Anything that can go wrong will go wrong. Murphy's law, by Edward A. Murphy Jr., USAF, Aerospace Engineer
I take the timing, alone, of some of my many unusual experiences over the years as being extremely probable proof to me personally that my experiences are real. An example would be that in my teens in troubled times I started reading the bible, began to believe in God (though not with 100% certainty at the time) and started hearing a constant low level background ringing in my ears. Eventually I told my strong-willed father about this and he managed to convince me that a person's mind can play tricks on them. At that point I stopped believing in God and the low level background ringing in my ears also then ceased. Decades later I was having a hard time, and finally apparently was made to recall a dream I had in my youth. Part of the dream was a floral arrangement by a stairway, which I now had in my then current home. I started believing in God again, and soon it dawned on me to repent in a general way (certain aspects of my past lifestyle had been wrong). At that point I heard the low level background ringing in my ears again, on a constant basis.

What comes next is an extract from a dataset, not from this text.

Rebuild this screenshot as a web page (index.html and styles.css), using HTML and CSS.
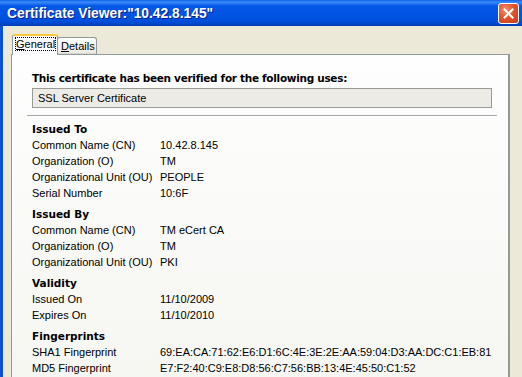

If one has 100% conviction that God exists, one's prayers can have a greater chance of being realized. Even if they are very great miracles that benefit more than people I know, as some are that I have asked for, and that I feel that I was meant to ask for. A lesser prayer of mine once came true, though coincidence would be significantly more probable if that's how one wished to explain it. I lady I liked had a cat allergy, but owned cats, so I prayed she lose the allergy. Shortly after, she did. She told me her doctor said that such allergies can sometimes disappear on their own, but I suspected otherwise... Of course I can't prove all this, no more than the many people who have made claims about anything supernatural in various media. My point is that I am telling Bob that for me personally, I know philosophical materialism is dead wrong. I thought Bob might be interested, even if he didn't believe me at all.
Hi Kevin:
I guess the accusation that we have gone off on a tangent would stick......
So..I'll be brief:
1. There is a "Supra-Natural" (to be distinguished from the "Supernatural" of many religions). It is not provable by our senses or scientific investigative equipment.
2. It is able to be "intuited" by humans - this is the reason throughout man's history, he has generally believed in God, gods, Spirits, etc. The attempt to describe this "other" is limited by the time, culture, etc. in which the attempt is being made....thus the great variety of such descriptions throughout the human race's existence.
It shouldn't be unusual that someone who believes in equal income distribution and/or the top 1 percent to believe in the tooth fairy. Looking at the Toronto Mayoral election those with money did well and the poor got an predictably small percentage of the vote. As soon as you tell people you want to take away their stuff and give it for programs from which they won't benefit their vote evaporates.
To get in the spirit of the supernatural theme which has evolved, I have to tell you my late dog, Beware, was uncanny in predicting the future. Possibly a Ouija board would be in order to try to find out the future. Now I must run. I have some tea leaves to read.